Alongside the Autumn Budget 2017, and following the National Infrastructure Commission’s recent report1, the government has published a paper2 on its overarching vision for the Cambridge – Milton Keynes – Oxford corridor to stimulate economic growth in the national interest.
The paper notes that the government will respond in full to the National Infrastructure Commission’s report, including any formal endorsement of their recommendations within 6-12 months. In the meantime, recognising that the private sector will play a significant part in delivering this vision, it is inviting stakeholders from across the region to engage with it over the next 12 months to turn this high-level vision into a strategy that is capable of being delivered. For the corridor to meet its full potential, there will need to be an integrated programme of infrastructure investments, housing and business growth.
As a taster of things to come, the Government’s initial response to the NIC Report includes:
- A housing deal with Oxfordshire, committing to a target of 100,000 homes in the county by 2031 in return for a package of support for infrastructure and economic growth.
- A government commitment to match funding (up to £5million) of contributions from the Cambridgeshire and Peterborough Combined Authority, Greater Cambridge Partnership and AstraZeneca for the development of a Cambridge South train station, with construction to start as early as “the early 2020s” (the NIC report suggests delivery by 2022).
- A government commitment to co- fund a study into the Oxfordshire Rail Corridor, specifically the need for a station at Cowley. The NIC report highlights this as an area that needs public and private input to deliver passenger services between Oxford and Cowley not later than 2019 to support housing and employment growth in this area now.

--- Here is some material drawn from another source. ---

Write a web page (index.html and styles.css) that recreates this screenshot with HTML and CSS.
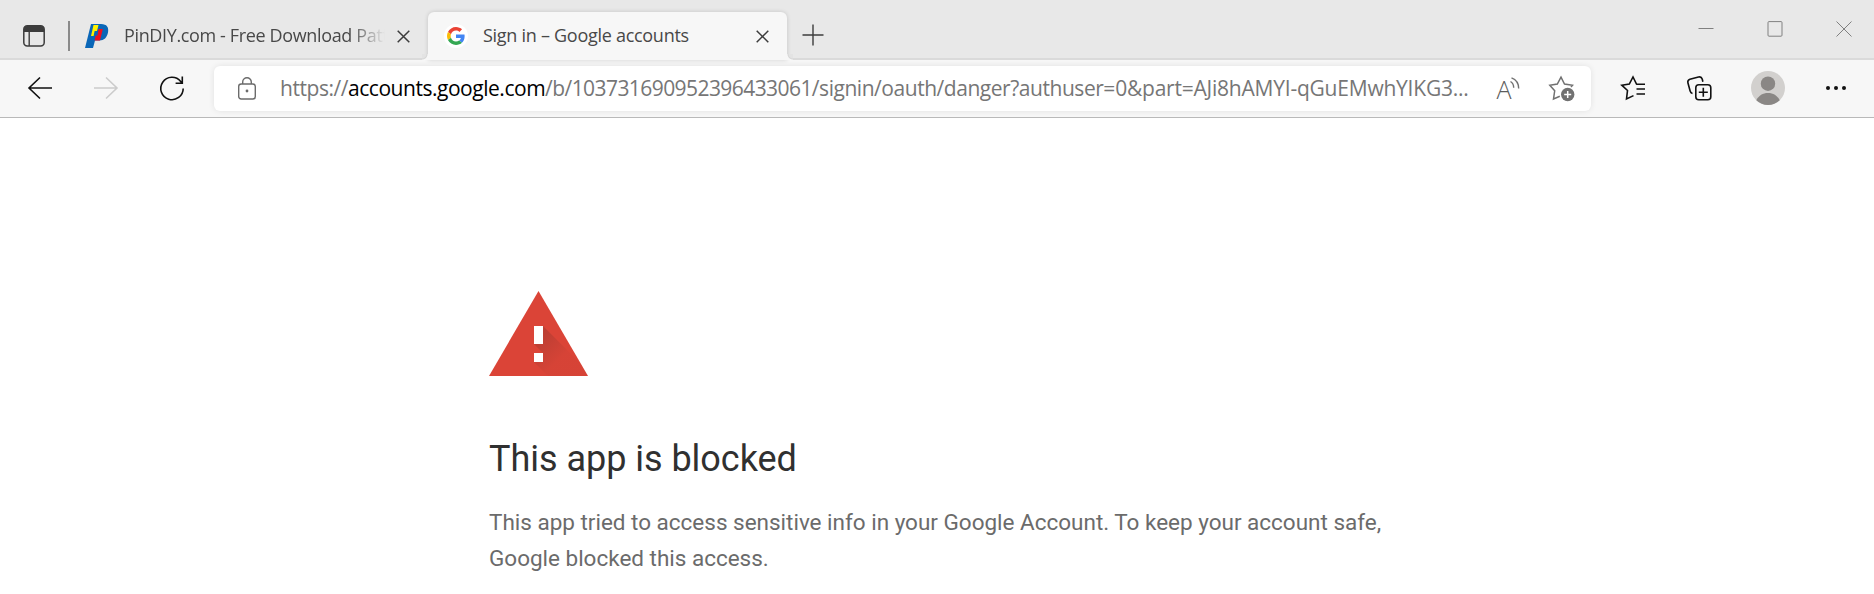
FILE: index.html
```html
<!DOCTYPE html>
<html lang="en">
<head>
  <meta charset="UTF-8">
  <meta name="viewport" content="width=device-width, initial-scale=1.0">
  <title>Sign in – Google accounts</title>
  <link rel="stylesheet" href="styles.css">
</head>
<body>
  <!-- Tab strip -->
  <header class="tab-strip">
    <svg class="tab-menu" width="22" height="22" viewBox="0 0 22 22">
      <rect x="0.8" y="0.8" width="20.4" height="20.2" rx="3.5" fill="none" stroke="#3c3c3c" stroke-width="1.5"/>
      <path d="M1 7V4a3 3 0 0 1 3-3h14a3 3 0 0 1 3 3v3z" fill="#3c3c3c"/>
      <path d="M6.2 7v14" stroke="#3c3c3c" stroke-width="1.4"/>
    </svg>
    <div class="divider"></div>

    <div class="tab">
      <svg class="favicon" width="24" height="24" viewBox="0 0 24 24">
        <path d="M6 0h10c6 0 8 3.500 7 8.500-1 5-4 8-8.500 8H10L8 24H0z" fill="#0a66b7"/>
        <path d="M8.500 1h5l-1.500 6h-2.400L8.600 12H6z" fill="#fff200"/>
        <path d="M13.500 5h4.300l-2.800 11.500H9.500l1.200-5h1.800z" fill="#ee1020"/>
      </svg>
      <span class="tab-title title-first">PinDIY.com - Free Download Patterns</span>
      <svg class="close" width="13" height="13" viewBox="0 0 13 13"><path d="M.7.700l11.600 11.600M12.300.7L.7 12.300"/></svg>
    </div>

    <div class="tab active">
      <span class="favicon-disc">
        <svg width="18" height="18" viewBox="0 0 48 48">
          <path fill="#EA4335" d="M24 9.500c3.540 0 6.710 1.220 9.210 3.600l6.850-6.850C35.900 2.380 30.470 0 24 0 14.620 0 6.510 5.380 2.560 13.220l7.980 6.190C12.430 13.720 17.740 9.500 24 9.500z"/>
          <path fill="#4285F4" d="M46.980 24.550c0-1.570-.15-3.090-.38-4.550H24v9.020h12.940c-.58 2.960-2.260 5.480-4.780 7.180l7.730 6c4.510-4.180 7.090-10.360 7.090-17.650z"/>
          <path fill="#FBBC05" d="M10.530 28.590c-.48-1.450-.76-2.990-.76-4.590s.27-3.140.76-4.590l-7.980-6.190C.92 16.460 0 20.120 0 24c0 3.880.92 7.540 2.560 10.780l7.970-6.190z"/>
          <path fill="#34A853" d="M24 48c6.480 0 11.930-2.130 15.890-5.810l-7.730-6c-2.150 1.450-4.920 2.300-8.160 2.300-6.260 0-11.570-4.220-13.470-9.910l-7.980 6.190C6.510 42.620 14.620 48 24 48z"/>
        </svg>
      </span>
      <span class="tab-title">Sign in – Google accounts</span>
      <svg class="close" width="13" height="13" viewBox="0 0 13 13"><path d="M.7.700l11.600 11.600M12.300.7L.7 12.300"/></svg>
    </div>

    <svg class="new-tab" width="22" height="22" viewBox="0 0 22 22"><path d="M11 0.500v21M0.500 11h21"/></svg>

    <div class="window-controls">
      <svg width="16" height="16" viewBox="0 0 16 16"><path d="M0.500 7.500h15"/></svg>
      <svg width="16" height="16" viewBox="0 0 16 16"><rect x="1" y="0.600" width="14" height="14.600" rx="1"/></svg>
      <svg width="16" height="16" viewBox="0 0 16 16"><path d="M0.500 0.500l15 15M15.500 0.500l-15 15"/></svg>
    </div>
  </header>

  <!-- Toolbar -->
  <nav class="toolbar">
    <div class="nav-buttons">
      <svg width="24" height="24" viewBox="0 0 24 24"><path d="M24 12H1M12 1.500L1 12l11 10.500"/></svg>
      <svg class="disabled" width="24" height="24" viewBox="0 0 24 24"><path d="M0 12h23M12 1.500L23 12 12 22.500"/></svg>
      <svg width="24" height="24" viewBox="0 0 24 24"><path d="M23.200 12.500A11.200 11.200 0 1 1 20.700 5.400l1.500 1.800M22.300.5v6.700h-6.700"/></svg>
    </div>

    <div class="address-bar">
      <svg class="lock" width="18" height="23" viewBox="0 0 18 23">
        <rect x="0.700" y="7" width="16.600" height="15" rx="2.500"/>
        <path d="M4.700 7V5a4.300 4.300 0 0 1 8.600 0v2"/>
        <circle cx="9" cy="14" r="1.400" fill="#6b6b6b" stroke="none"/>
      </svg>
      <div class="url"><span class="scheme">https://</span><span class="host">accounts.google.com</span><span class="account">/b/103731690952396433061</span><span class="path">/signin/oauth/danger?authuser</span><span class="query">=0&amp;part=AJi8hAMYI-qGuEMwhYIKG3...</span></div>
      <svg class="read-aloud" width="24" height="24" viewBox="0 0 24 24">
        <text x="-0.500" y="21.500">A</text>
        <path d="M13.500 4.500c2 1.300 3.200 3.500 3.200 6.200M14.500.8c4.500 1.700 7.200 5.700 7.200 10.700"/>
      </svg>
      <svg class="add-favorite" width="26" height="26" viewBox="0 0 26 26">
        <path d="M10.800 20.300l-6.300 2.700 1.200-8.200L.8 9.200l7.500-1.200L12 1.200l3.500 6.800 8 1.200-1.500 1.700"/>
        <circle cx="18.700" cy="18.500" r="6.700" fill="#717171" stroke="none"/>
        <path d="M18.700 15v7M15.200 18.500h7" stroke="#fff"/>
      </svg>
    </div>

    <div class="actions">
      <svg width="25" height="24" viewBox="0 0 25 24"><path d="M12.500 19.600L5.500 23l1-8.500L.8 9.200l7.500-1.200L12 1l3.500 7 .3.300h8.200M15.500 13H24M15.500 18H24"/></svg>
      <svg width="25" height="25" viewBox="0 0 25 25">
        <rect x="8.800" y="8.800" width="15" height="15" rx="3"/>
        <path d="M16.300 11.800v9M11.800 16.300h9M5.500 17.500a3 3 0 0 1-2.300-2.300L.9 6.800a3 3 0 0 1 2-3.500l8.600-2.300a3 3 0 0 1 3.700 2l.7 2.800"/>
      </svg>
      <svg class="avatar" width="34" height="34" viewBox="0 0 34 34">
        <circle cx="17" cy="17" r="17" fill="#d2d0ce"/>
        <circle cx="17" cy="12.700" r="7.200" fill="#8a8785"/>
        <path d="M5.300 29.300C7.500 24.500 12 22 17 22s9.500 2.500 11.700 7.300A17 17 0 0 1 17 34 17 17 0 0 1 5.300 29.300z" fill="#8a8785"/>
      </svg>
      <svg class="more" width="20" height="4" viewBox="0 0 20 4"><circle cx="2" cy="2" r="2"/><circle cx="10" cy="2" r="2"/><circle cx="18" cy="2" r="2"/></svg>
    </div>
  </nav>

  <!-- Page -->
  <main class="page">
    <svg class="warning" width="99" height="85" viewBox="0 0 99 85">
      <defs>
        <linearGradient id="shade" gradientUnits="userSpaceOnUse" x1="50" y1="45" x2="72" y2="67">
          <stop offset="0" stop-color="#3e2723" stop-opacity=".2"/>
          <stop offset="1" stop-color="#3e2723" stop-opacity=".03"/>
        </linearGradient>
        <clipPath id="triangle"><path d="M49.500 0L99 85H0z"/></clipPath>
      </defs>
      <path d="M49.500 0L99 85H0z" fill="#db4437"/>
      <path d="M54 35l50 50H59L45 71l9-9-9-9z" fill="url(#shade)" clip-path="url(#triangle)"/>
      <path d="M45 35h9v18h-9zM45 62h9v9h-9z" fill="#fff"/>
    </svg>
    <h1>This app is blocked</h1>
    <p>This app tried to access sensitive info in your Google Account. To keep your account safe, Google blocked this access.</p>
  </main>
</body>
</html>
```

FILE: styles.css
```css
/* General Styles */
body {
  margin: 0;
  background: #fff;
  font-family: "Open Sans", "Noto Sans", sans-serif;
  overflow: hidden;
}

svg {
  display: block;
  flex: none;
  fill: none;
  overflow: visible;
}

/* Tab Strip */
.tab-strip {
  display: flex;
  box-sizing: border-box;
  height: 60px;
  padding-left: 23px;
  background: linear-gradient(#e8e8e8 58px, #dadada 58px);
}

.tab-menu {
  margin-top: 25px;
}

.divider {
  width: 2px;
  height: 30px;
  margin: 21px 0 0 23px;
  background: #8a8a8a;
}

.tab {
  display: flex;
  align-items: center;
  box-sizing: border-box;
  width: 358px;
  height: 48px;
  margin-top: 12px;
  padding: 0 18px 0 15px;
}

.tab.active {
  position: relative;
  width: 359px;
  padding-left: 16px;
  background: #f7f7f7;
  border-radius: 6px 6px 0 0;
  box-shadow: 0 0 4px rgba(0, 0, 0, 0.16);
}

/* Curved feet of the active tab */
.tab.active::before,
.tab.active::after {
  content: "";
  position: absolute;
  bottom: 0;
  width: 6px;
  height: 6px;
}

.tab.active::before {
  left: -6px;
  background: radial-gradient(circle at 0 0, #e3e3e3 4px, #d6d6d6 5px, #f7f7f7 6px);
}

.tab.active::after {
  right: -6px;
  background: radial-gradient(circle at 100% 0, #e3e3e3 4px, #d6d6d6 5px, #f7f7f7 6px);
}

.favicon-disc {
  display: flex;
  align-items: center;
  justify-content: center;
  width: 24px;
  height: 24px;
  border-radius: 50%;
  background: #fff;
}

.tab-title {
  flex: 1;
  margin: 0 12px 0 15px;
  padding-bottom: 2px;
  overflow: hidden;
  color: #484848;
  font-size: 18px;
  line-height: 26px;
  letter-spacing: -0.28px;
  white-space: nowrap;
}

.title-first {
  letter-spacing: -0.36px;
  -webkit-mask-image: linear-gradient(to right, #000 225px, transparent 261px);
  mask-image: linear-gradient(to right, #000 225px, transparent 261px);
}

.close {
  stroke: #3c3c3c;
  stroke-width: 1.5;
}

.new-tab {
  margin: 24px 0 0 15px;
  stroke: #3c3c3c;
  stroke-width: 1.4;
}

.window-controls {
  display: flex;
  gap: 53px;
  margin: 21px 22px 0 auto;
  stroke: #808080;
}

/* Toolbar */
.toolbar {
  display: flex;
  align-items: center;
  box-sizing: border-box;
  height: 58px;
  background: #f7f7f7;
  border-bottom: 1px solid #b9b9b9;
}

.nav-buttons {
  display: flex;
  box-sizing: border-box;
  gap: 42px;
  width: 214px;
  padding: 0 0 2px 28px;
  stroke: #111;
  stroke-width: 1.6;
}

.disabled {
  stroke: #ccc;
}

.address-bar {
  display: flex;
  align-items: center;
  box-sizing: border-box;
  width: 1377px;
  height: 45px;
  padding: 0 16px 0 24px;
  background: #fff;
  border-radius: 6px;
  box-shadow: 0 0 6px rgba(0, 0, 0, 0.09);
}

.lock {
  stroke: #6b6b6b;
  stroke-width: 1.4;
}

.url {
  flex: 1;
  margin-left: 24px;
  padding-bottom: 2px;
  color: #767676;
  font-size: 21px;
  line-height: 30px;
  white-space: nowrap;
}

.scheme {
  letter-spacing: -0.45px;
}

.host {
  color: #000;
  letter-spacing: -0.47px;
}

.account {
  letter-spacing: -0.57px;
}

.path {
  letter-spacing: -0.46px;
}

.query {
  letter-spacing: -0.22px;
}

.read-aloud {
  margin-right: 28px;
  stroke: #717171;
  stroke-width: 1.4;
}

.read-aloud text {
  fill: #5c5c5c;
  stroke: none;
  font-size: 25px;
  font-weight: 300;
}

.add-favorite {
  stroke: #717171;
  stroke-width: 1.5;
}

.actions {
  display: flex;
  align-items: center;
  margin-left: 30px;
  padding-bottom: 1px;
  stroke: #111;
  stroke-width: 1.6;
  gap: 41px;
}

.avatar {
  stroke: none;
  margin-left: -2px;
}

.more {
  fill: #111;
  stroke: none;
}

/* Page */
.page {
  width: 900px;
  padding: 173px 0 0 489px;
  font-family: Roboto, sans-serif;
}

h1 {
  margin: 60px 0 0;
  color: #303030;
  font-size: 36px;
  font-weight: 400;
  line-height: 46px;
  letter-spacing: -0.03px;
}

p {
  margin: 22px 0 0;
  color: #6b6b6b;
  font-size: 22.5px;
  line-height: 36px;
  letter-spacing: -0.01px;
}
```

- The provision of funding to Network Rail to deliver the second phase of the western section of the East West Rail (from Bicester to Bedford and Milton Keynes to Prince Risborough) with a view to running the first passenger services in 2023 and completion by 2024.
- The commissioning of further reports on rail growth in Cambridgeshire towards 2043 which will extend to across East Anglia, Norwich and Ipswich.
- A commitment to developing an east- west expressway between Oxford and Cambridge with key elements to be built between 2020 and 2025 (this is Highways England’s second Roads Investment Strategy period). This includes a commitment to accelerate development, detailed design and option selection (with the decision on the final corridor to be made by summer next year) for the ‘missing link’ expressway between the M1 and Oxford, with a view to this being up and running by 2030.
- A committment to build on the Government’s recent investment commitments to developing driverless vehicle testing infrastructure between Culham Science Park in Oxfordshire and Millbrook in Bedfordshire.
Ultimately, the Government’s ambition is to build 1 million new homes in the Oxford – Milton Keynes- Cambridge Corridor by 2050 and to boost the region’s economy at the same time (with a particular focus on the technology, artificial intelligence and life sciences industry). The National Infrastructure Commission suggests that with the right interventions, the annual output of the corridor could be £163 billion higher than in 2014. This can only be achieved if growth is effected in a joined-up way. It would appear that in the medium to long term, there will be plenty of opportunities for the private sector in this corridor and the government is giving interested stakeholders the opportunity over the next 12 months to shape how and when this is achieved.
1 Partnering for prosperity: a new deal for the Cambridge-Milton Keynes – Oxford Arc, National Infrastructure Commission, November 2017.
2 Helping the Cambridge, Milton Keynes, Oxford corridor reach its potential.